Of course this is not what you're sold.  Supply "diversity" is allegedly good; you make this over there, this over here, that in your own town, all comes together and its all good.  People think of it like the Internet; all interconnected and, no matter where you physically might be you can read this column.

Wrong.

The Internet was originally designed to work around cable cuts and even nuclear war.  Indeed that was DARPA's concern; communications in a time when the Soviet Union and United States might blow each other up -- quite literally.  TCP is thus designed to retry and routing protocols were designed to find the "best" available route from one place to another, which might be different than it was 15 minutes ago.  After all, that city which was there might not be anymore.

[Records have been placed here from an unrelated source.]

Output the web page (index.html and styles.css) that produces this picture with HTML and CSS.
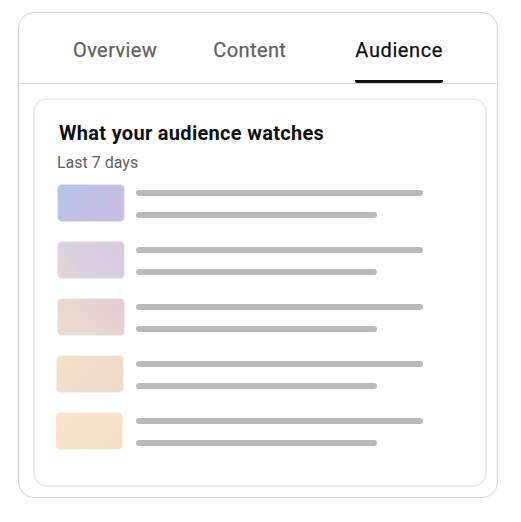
FILE: index.html
```html
<!DOCTYPE html>
<html lang="en">
<head>
  <meta charset="UTF-8" />
  <title>Audience</title>
  <link rel="stylesheet" href="styles.css">
</head>
<body>

  <div class="panel">
    <div class="tabs">
      <div class="tab">Overview</div>
      <div class="tab">Content</div>
      <div class="tab active">Audience</div>
    </div>

    <div class="card">
      <h2>What your audience watches</h2>
      <p class="sub">Last 7 days</p>

      <div class="list">
        <div class="row">
          <div class="thumb t1"></div>
          <div class="lines"><span class="line long"></span><span class="line short"></span></div>
        </div>
        <div class="row">
          <div class="thumb t2"></div>
          <div class="lines"><span class="line long"></span><span class="line short"></span></div>
        </div>
        <div class="row">
          <div class="thumb t3"></div>
          <div class="lines"><span class="line long"></span><span class="line short"></span></div>
        </div>
        <div class="row">
          <div class="thumb t4"></div>
          <div class="lines"><span class="line long"></span><span class="line short"></span></div>
        </div>
        <div class="row">
          <div class="thumb t5"></div>
          <div class="lines"><span class="line long"></span><span class="line short"></span></div>
        </div>
      </div>
    </div>
  </div>

</body>
</html>
```

FILE: styles.css
```css
* {
  box-sizing: border-box;
}
body, html {
  margin: 0;
  padding: 0;
  background: #fff;
  font-family: Roboto, 'Liberation Sans', sans-serif;
}

.panel {
  margin: 12px 0 0 18px;
  width: 480px;
  height: 486px;
  border: 1px solid #d3d3d3;
  border-radius: 16px;
  display: flex;
  flex-direction: column;
  overflow: hidden;
}

.tabs {
  display: flex;
  gap: 56px;
  padding: 0 54px;
  border-bottom: 1px solid #d9d9d9;
}

.tab {
  padding: 25px 0 18px;
  font-size: 20px;
  line-height: 24px;
  font-weight: 400;
  letter-spacing: 0.4px;
  color: #606060;
  border-bottom: 3px solid transparent;
  -webkit-text-stroke: 0.25px currentColor;
}

.tab.active {
  margin-left: auto;
  letter-spacing: 0.6px;
  color: #0f0f0f;
  border-bottom: 3px solid #0f0f0f;
  border-radius: 2px;
}

.card {
  flex: 1;
  margin: 14px 10px 10px 14px;
  border: 2px solid #ececec;
  border-radius: 14px;
  padding: 21px 22px 0;
}

h2 {
  margin: 0;
  font-size: 20px;
  line-height: 24px;
  font-weight: 700;
  letter-spacing: 0.3px;
  color: #0f0f0f;
  padding-left: 2px;
}

.sub {
  margin: 8px 0 0;
  font-size: 16px;
  line-height: 20px;
  color: #606060;
}

.list {
  margin-top: 11px;
  display: flex;
  flex-direction: column;
  gap: 19px;
}

.row {
  display: flex;
  gap: 11px;
}

.thumb {
  width: 68px;
  height: 38px;
  border-radius: 5px;
  flex-shrink: 0;
  border: 1px solid rgba(255, 255, 255, 0.6);
}

.t1 { background: linear-gradient(135deg, #b3c5e9, #cfbde2); }
.t2 { background: linear-gradient(45deg, #e5d6da, #d8d0e0 45%, #dcc8dc); }
.t3 { background: linear-gradient(45deg, #ecdcd0, #e8d6d2 50%, #e5cad4); }
.t4 { background: linear-gradient(135deg, #f3e1c9, #eed8cc); transform: translateX(-1px); }
.t5 { background: linear-gradient(135deg, #fae7cc, #f4dfc8); transform: translateX(-2px); }

.lines {
  display: flex;
  flex-direction: column;
  padding-top: 6px;
  gap: 16px;
}

.line {
  display: block;
  height: 6px;
  border-radius: 3px;
  background: #bababa;
}

.line.long { width: 287px; }
.line.short { width: 241px; }
```
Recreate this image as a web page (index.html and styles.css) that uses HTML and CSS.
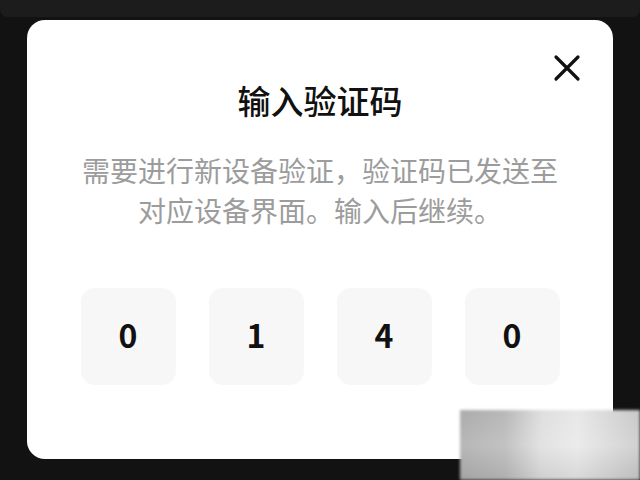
FILE: index.html
```html
<!DOCTYPE html>
<html lang="zh-CN">
<head>
<meta charset="utf-8">
<title>输入验证码</title>
<link rel="stylesheet" href="styles.css">
</head>
<body>
<div class="screen">
  <div class="topband"></div>
  <div class="dialog">
    <button class="close" aria-label="关闭">
      <svg width="28" height="28" viewBox="0 0 28 28"><path d="M3 3 L25 25 M25 3 L3 25" stroke="#111" stroke-width="3.2" stroke-linecap="round" fill="none"/></svg>
    </button>
    <h1 class="title">输入验证码</h1>
    <p class="desc">需要进行新设备验证，验证码已发送至<br>对应设备界面。输入后继续。</p>
    <div class="code">
      <div class="cell">0</div>
      <div class="cell">1</div>
      <div class="cell">4</div>
      <div class="cell">0</div>
    </div>
  </div>
  <div class="mark"></div>
</div>
</body>
</html>
```

FILE: styles.css
```css
html, body {
  margin: 0;
  padding: 0;
  background: #121212;
}
.screen {
  position: relative;
  width: 640px;
  height: 480px;
  overflow: hidden;
  background: #121212;
  font-family: "Noto Sans CJK SC", "Noto Sans", sans-serif;
}
.topband {
  position: absolute;
  left: 0;
  top: 0;
  width: 640px;
  height: 17px;
  background: #1c1c1c;
  border-radius: 0 0 8px 8px;
}
.dialog {
  position: relative;
  margin: 20px 0 0 27px;
  width: 586px;
  height: 439px;
  box-sizing: border-box;
  background: #ffffff;
  border-radius: 18px;
  padding-top: 58px;
  display: flex;
  flex-direction: column;
  align-items: center;
}
.close {
  position: absolute;
  left: 526px;
  top: 34px;
  width: 28px;
  height: 28px;
  padding: 0;
  border: 0;
  background: transparent;
  display: flex;
}
.title {
  margin: 0;
  font-size: 33px;
  line-height: 45px;
  font-weight: 500;
  color: #111;
}
.desc {
  margin: 27px 0 0;
  font-size: 28px;
  line-height: 40px;
  color: #9c9c9c;
  text-align: center;
}
.code {
  margin-top: 58px;
  display: flex;
  gap: 33px;
}
.cell {
  width: 95px;
  height: 97px;
  box-sizing: border-box;
  padding-bottom: 5px;
  border-radius: 14px;
  background: #f7f7f7;
  display: flex;
  align-items: center;
  justify-content: center;
  font-weight: 700;
  font-size: 32px;
  color: #111;
}
.mark {
  position: absolute;
  left: 460px;
  top: 410px;
  width: 180px;
  height: 70px;
  background:
    linear-gradient(180deg, rgba(255,255,255,0) 0%, rgba(255,255,255,0.15) 50%, rgba(120,120,120,0.15) 100%),
    linear-gradient(90deg, #ababab 0%, #b8b8b8 25%, #dedede 45%, #e8e8e8 65%, #d6d6d6 85%, #c8c8c8 100%);
  filter: blur(1.5px);
}
```
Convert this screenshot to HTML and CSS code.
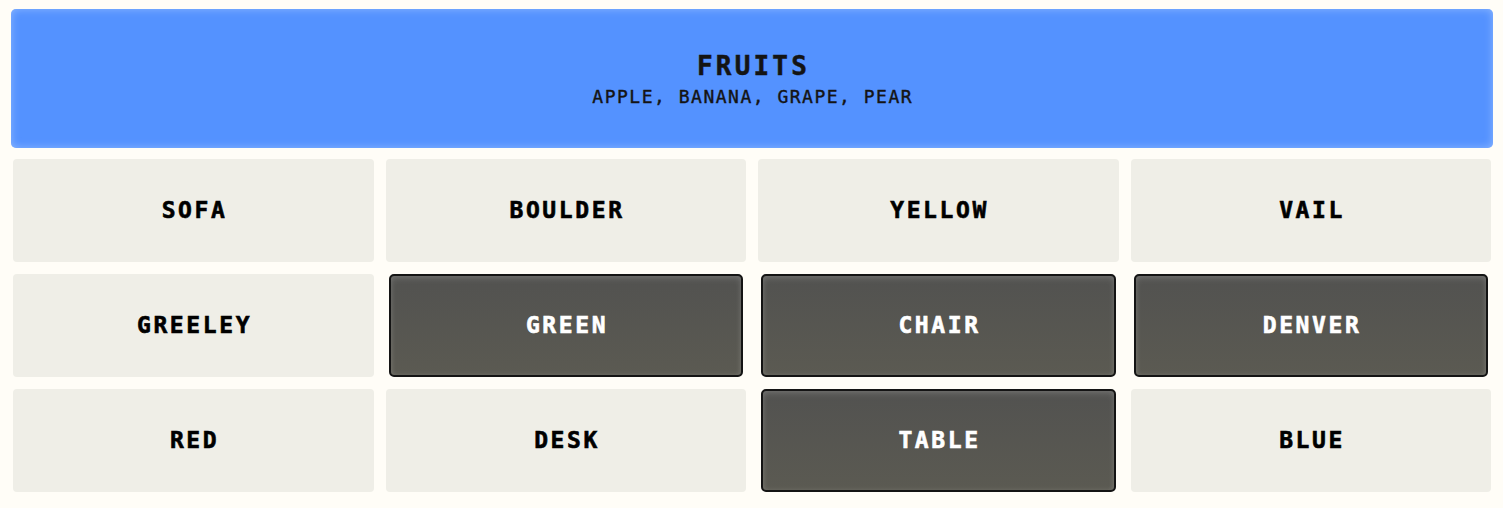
FILE: index.html
```html
<!DOCTYPE html>
<html lang="en">
<head>
<meta charset="utf-8">
<title>Connections</title>
<link rel="stylesheet" href="styles.css">
</head>
<body>
<main class="board">
  <section class="solved">
    <h2 class="solved-title">FRUITS</h2>
    <p class="solved-words">APPLE, BANANA, GRAPE, PEAR</p>
  </section>
  <div class="grid">
    <button class="tile">SOFA</button>
    <button class="tile">BOULDER</button>
    <button class="tile">YELLOW</button>
    <button class="tile">VAIL</button>
    <button class="tile">GREELEY</button>
    <button class="tile selected">GREEN</button>
    <button class="tile selected">CHAIR</button>
    <button class="tile selected">DENVER</button>
    <button class="tile">RED</button>
    <button class="tile">DESK</button>
    <button class="tile selected">TABLE</button>
    <button class="tile">BLUE</button>
  </div>
</main>
</body>
</html>
```

FILE: styles.css
```css
html, body {
  margin: 0;
  padding: 0;
  background: #fffdf7;
}

body {
  font-family: "DejaVu Sans Mono", "Liberation Mono", monospace;
}

.board {
  padding: 9px 10px 0 11px;
}

.solved {
  height: 139px;
  box-sizing: border-box;
  background: #5492ff;
  border-radius: 5px;
  box-shadow: inset 0 0 8px rgba(190, 215, 255, 0.55);
  display: flex;
  flex-direction: column;
  align-items: center;
  justify-content: center;
  padding-top: 1px;
}

.solved-title {
  margin: 0;
  padding-left: 3px;
  font-size: 26px;
  font-weight: bold;
  letter-spacing: 3.2px;
  line-height: 30px;
  color: #141414;
  -webkit-text-stroke: 0.5px #141414;
}

.solved-words {
  margin: 5px 0 0;
  padding-left: 1.5px;
  font-size: 18px;
  letter-spacing: 1.5px;
  line-height: 22px;
  color: #141414;
  -webkit-text-stroke: 0.4px #141414;
}

.grid {
  margin: 11px 2px 0;
  display: grid;
  grid-template-columns: repeat(4, 1fr);
  grid-auto-rows: 103px;
  gap: 12px;
}

.tile {
  border: none;
  border-radius: 4px;
  background: #efeee7;
  font-family: "DejaVu Sans Mono", "Liberation Mono", monospace;
  font-weight: bold;
  font-size: 23px;
  letter-spacing: 2.6px;
  color: #000;
  -webkit-text-stroke: 0.6px #000;
  padding: 0 0 1px 2.6px;
  cursor: pointer;
}

.tile.selected {
  margin: 0 3px;
  border: 2px solid #141414;
  border-radius: 5px;
  background: linear-gradient(#525250, #5b5a52);
  box-shadow: inset 0 3px 6px rgba(255, 255, 255, 0.12), inset 0 0 5px rgba(255, 255, 255, 0.1);
  color: #ffffff;
  -webkit-text-stroke: 0.6px #ffffff;
}
```
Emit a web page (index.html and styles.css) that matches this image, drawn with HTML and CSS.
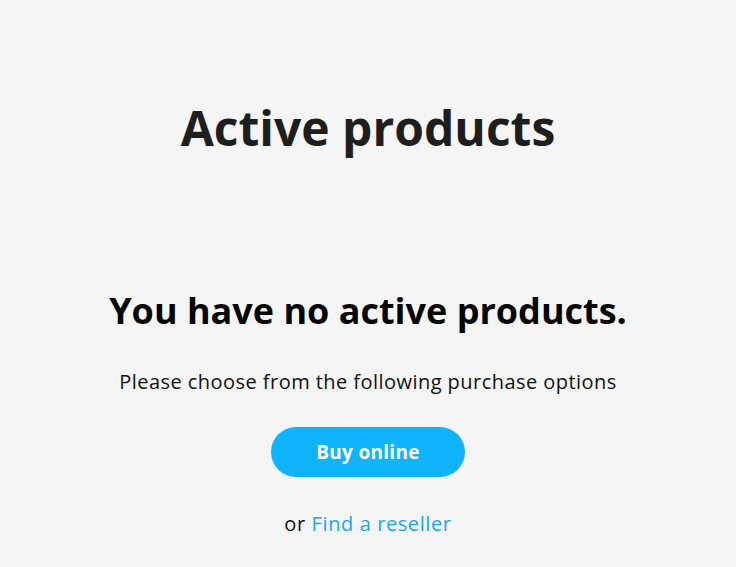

As time has gone on we've severely damaged that model.  It didn't begin that way and it came in small fits and starts, but centralized control, which was present even in the 1990s, made for trouble.  I was on an advisory committee related to Internet infrastructure for a short while, saw what I believed was wild corruption in-process being used to help one company and screw another via what was allegedly a transparent and fair mechanism, and when I was unable to get anyone to give a crap about it other than by bringing legal process (and not being an interested party I had no financial interest that would pay off if successful) I walked out on it.

It hasn't gotten better since; in fact it has gotten worse.  Aggregation means that even cutting off entire nations can be a matter of one configuration line in an IpV6 routing file.  Technical considerations make this sort of capacity inevitable and without strong measures to insure it won't happen, which might have to include government sanctions such as cutting off financial ties or even the use of force there is little that can be done as interconnectivity grows in size and complexity.  Simply put an N x N problem rises at the square of N; this is something that ought to be obvious to anyone who passed first-semester algebra!

As a result there is always an attempt to flatten that structure, because you have to.  Nobody has infinite resource, computer or otherwise.  Sure, we've wildly expanded said resource and performance over the last 20 years, but it hasn't expanded at the square of connectivity.  Nor can it for long, no matter what you do.  Power functions are never sustainable.  Period.

Unfortunately that "flattening" has wound up everywhere.  TSMC, for example, is a Taiwan company that accounts for about fifty percent of all semiconductor fab revenue worldwide.  The United States used to be responsible for about 40% of chip capacity in 1990 but today is responsible for about 12%. 

What happens if a critical part of that fab capacity is either blown up or embargoed?

You literally can't make anything electronic and given the enormous percentage of the whole it would take years, perhaps even a decade or more, to just replace US demand for said chips.  Until that could be done you'd get nothing.